▶ **Code that builds pages**
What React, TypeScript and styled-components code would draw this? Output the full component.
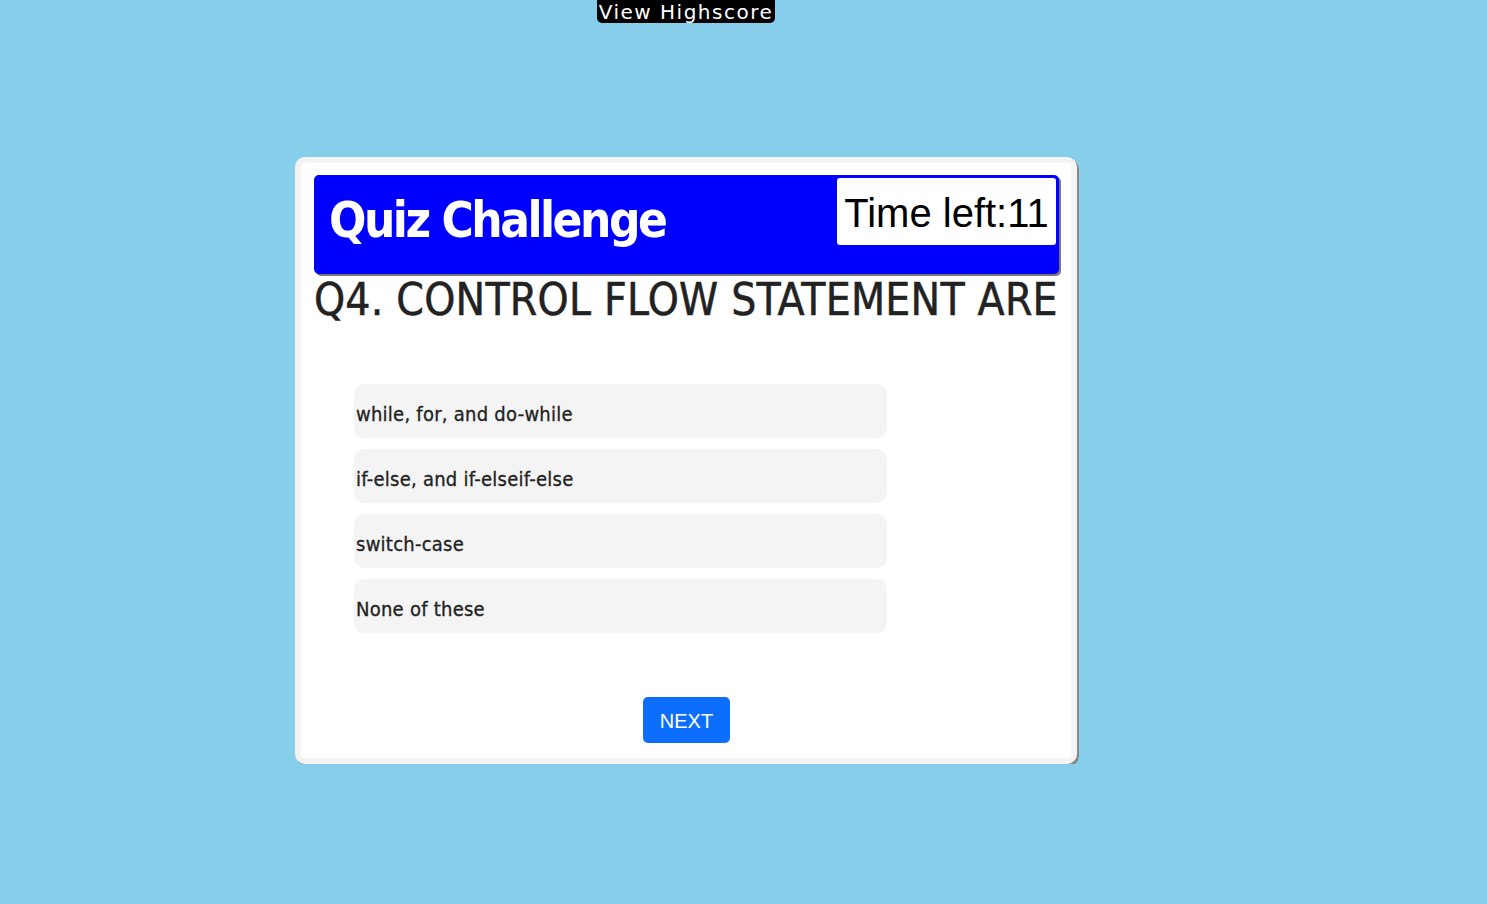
import React from "react";
import styled, { createGlobalStyle } from "styled-components";

const GlobalStyle = createGlobalStyle`
  html, body {
    margin: 0;
    padding: 0;
    background: #87ceeb;
    min-height: 100%;
  }
  body {
    font-family: "DejaVu Sans Condensed", "DejaVu Sans", sans-serif;
  }
`;

const Page = styled.div`
  width: 1372px;
  display: flex;
  flex-direction: column;
  align-items: center;
`;

const HighscoreButton = styled.button`
  margin: 0;
  padding: 0 2px;
  height: 23px;
  background: #000;
  color: #fff;
  border: none;
  border-radius: 0 0 5px 5px;
  font-family: "DejaVu Sans", sans-serif;
  font-size: 20px;
  letter-spacing: 1.5px;
  line-height: 20px;
  cursor: pointer;
`;

const Card = styled.div`
  margin-top: 134px;
  width: 782px;
  box-sizing: border-box;
  background: #fff;
  border: 6px solid #f4f4f4;
  border-radius: 10px;
  box-shadow: 2px 2px 0 #888;
  padding: 12px 12px 15px 13px;
  display: flex;
  flex-direction: column;
`;

const Header = styled.div`
  height: 99px;
  box-sizing: border-box;
  background: #0000ff;
  border-radius: 5px;
  box-shadow: 2px 2px 0 #777;
  display: flex;
  justify-content: space-between;
  align-items: flex-start;
  padding: 3px 3px 0 15px;
`;

const Title = styled.h1`
  margin: 0;
  padding-top: 11px;
  color: #fff;
  font-family: "DejaVu Sans Condensed", "DejaVu Sans", sans-serif;
  font-weight: bold;
  font-size: 49px;
  letter-spacing: -2.5px;
  line-height: 64px;
`;

const Timer = styled.div`
  width: 219px;
  height: 67px;
  box-sizing: border-box;
  background: #fff;
  border-radius: 3px;
  color: #000;
  font-family: "Liberation Sans", Arial, sans-serif;
  font-size: 40px;
  line-height: 70px;
  text-align: center;
`;

const Question = styled.h2`
  margin: 0;
  color: #222;
  font-family: "DejaVu Sans Condensed", "DejaVu Sans", sans-serif;
  font-weight: normal;
  font-size: 44px;
  letter-spacing: 0.22px;
  line-height: 52px;
  text-transform: uppercase;
  white-space: nowrap;
  -webkit-text-stroke: 0.5px #222;
`;

const OptionList = styled.ul`
  list-style: none;
  margin: 58px 0 0 0;
  padding: 0 0 0 40px;
  display: flex;
  flex-direction: column;
  gap: 11px;
`;

const Option = styled.li`
  width: 533px;
  height: 54px;
  box-sizing: border-box;
  background: #f4f4f4;
  border-radius: 10px;
  padding: 5px 0 0 2px;
  display: flex;
  align-items: center;
  color: #222;
  font-family: "DejaVu Sans Condensed", "DejaVu Sans", sans-serif;
  font-size: 20px;
  letter-spacing: 0.25px;
  -webkit-text-stroke: 0.3px #222;
  cursor: pointer;
`;

const Footer = styled.div`
  display: flex;
  justify-content: center;
  margin-top: 64px;
`;

const NextButton = styled.button`
  width: 87px;
  height: 46px;
  background: #0d6efd;
  color: #fff;
  border: none;
  border-radius: 5px;
  font-family: "Liberation Sans", Arial, sans-serif;
  font-size: 20px;
  padding-top: 3px;
  cursor: pointer;
`;

const options = [
  "while, for, and do-while",
  "if-else, and if-elseif-else",
  "switch-case",
  "None of these",
];

export default function App() {
  return (
    <>
      <GlobalStyle />
      <Page>
        <HighscoreButton>View Highscore</HighscoreButton>
        <Card>
          <Header>
            <Title>Quiz Challenge</Title>
            <Timer>Time left:11</Timer>
          </Header>
          <Question>Q4. Control flow statement are</Question>
          <OptionList>
            {options.map((o) => (
              <Option key={o}>{o}</Option>
            ))}
          </OptionList>
          <Footer>
            <NextButton>NEXT</NextButton>
          </Footer>
        </Card>
      </Page>
    </>
  );
}
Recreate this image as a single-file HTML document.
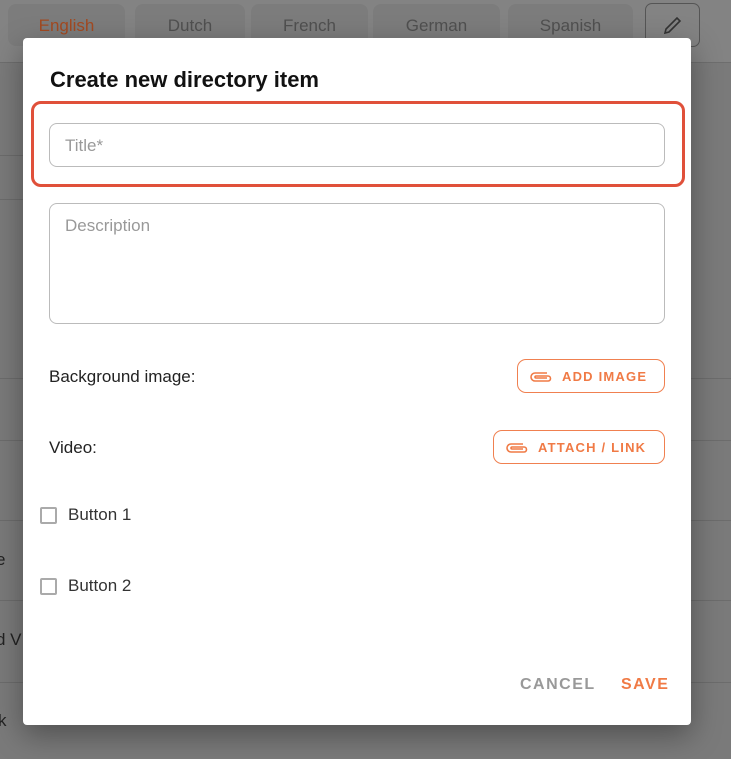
<!DOCTYPE html>
<html><head><style>
body{margin:0;width:731px;height:759px;overflow:hidden;background:#7a7a7a;font-family:"Liberation Sans",sans-serif;position:relative}
.top{position:absolute;left:0;top:0;width:731px;height:62px;background:#838383;border-bottom:1px solid #6e6e6e}
.tab{position:absolute;top:4px;height:42px;background:#7c7c7c;border-radius:8px;color:#505050;font-size:17px;line-height:44px;text-align:center}
.hl{position:absolute;left:0;height:1px;background:#6c6c6c;width:731px}
.side{position:absolute;left:0;color:#222;font-size:17px}
.dlg{position:absolute;left:23px;top:38px;width:668px;height:687px;background:#fff;border-radius:4px;box-shadow:0 10px 30px rgba(0,0,0,.35)}
h1{position:absolute;left:27px;top:29px;margin:0;font-size:22px;font-weight:bold;color:#111}
.red{position:absolute;left:8px;top:63px;width:648px;height:80px;border:3px solid #e0503a;border-radius:10px}
.inp{position:absolute;left:26px;width:616px;border:1px solid #bbb;border-radius:8px;color:#999;font-size:17px;padding-left:15px;box-sizing:border-box}
.lbl{position:absolute;left:26px;font-size:17px;color:#222}
.btn{position:absolute;height:34px;border:1px solid #f08050;border-radius:9px;color:#f07a45;font-size:13px;font-weight:bold;letter-spacing:1.2px;line-height:34px;box-sizing:border-box;padding-left:44px}
.btn svg{position:absolute;left:11px;top:10px}
.cb{position:absolute;left:17px;width:17px;height:17px;border:2px solid #aaa;border-radius:2px;box-sizing:border-box}
.cbl{position:absolute;left:45px;font-size:17px;color:#333}
.act{position:absolute;top:638px;font-size:16px;font-weight:bold;letter-spacing:1.5px}
</style></head><body>
<div class="top"></div>
<div class="tab" style="left:8px;width:117px;color:#a24a22;">English</div>
<div class="tab" style="left:135px;width:110px">Dutch</div>
<div class="tab" style="left:251px;width:117px">French</div>
<div class="tab" style="left:373px;width:127px">German</div>
<div class="tab" style="left:508px;width:125px">Spanish</div>
<div style="position:absolute;left:645px;top:3px;width:55px;height:44px;border:1px solid #555;border-radius:7px;box-sizing:border-box"><svg width="24" height="24" viewBox="0 0 24 24" style="position:absolute;left:15px;top:9px"><path d="M4 20l1-4L16 5l3 3L8 19z" fill="none" stroke="#333" stroke-width="1.6"/></svg></div>
<div class="hl" style="top:155px;width:30px"></div>
<div class="hl" style="top:199px;width:30px"></div>
<div class="hl" style="top:378px"></div>
<div class="hl" style="top:440px"></div>
<div class="hl" style="top:520px"></div>
<div class="hl" style="top:600px"></div>
<div class="hl" style="top:682px"></div>
<div class="side" style="top:550px;left:-4px">e</div>
<div class="side" style="top:630px;left:-4px">d V</div>
<div class="side" style="top:711px;left:-2px">k</div>
<div class="dlg">
<h1>Create new directory item</h1>
<div class="red"></div>
<div class="inp" style="top:85px;height:44px;line-height:44px">Title*</div>
<div class="inp" style="top:165px;height:121px;padding-top:12px">Description</div>
<div class="lbl" style="top:329px">Background image:</div>
<div class="btn" style="left:494px;top:321px;width:148px"><svg width="24" height="14" viewBox="0 0 24 14"><path d="M18 3H6a4 4 0 000 8h13a2.5 2.5 0 000-5H7a1 1 0 000 2h11" fill="none" stroke="#f07a45" stroke-width="1.6"/></svg>ADD IMAGE</div>
<div class="lbl" style="top:400px">Video:</div>
<div class="btn" style="left:470px;top:392px;width:172px"><svg width="24" height="14" viewBox="0 0 24 14"><path d="M18 3H6a4 4 0 000 8h13a2.5 2.5 0 000-5H7a1 1 0 000 2h11" fill="none" stroke="#f07a45" stroke-width="1.6"/></svg>ATTACH / LINK</div>
<div class="cb" style="top:469px"></div><div class="cbl" style="top:467px">Button 1</div>
<div class="cb" style="top:540px"></div><div class="cbl" style="top:538px">Button 2</div>
<div class="act" style="left:497px;color:#999">CANCEL</div>
<div class="act" style="left:598px;color:#f07a45">SAVE</div>
</div>
</body></html>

▶ **STATED PROBLEM**
Return every line in the listing that contains the word "this".

▶ **CORRECT RESULT**
What React, TypeScript and styled-components code would draw this? Output the full component.
Recreate this image as a single-file HTML document.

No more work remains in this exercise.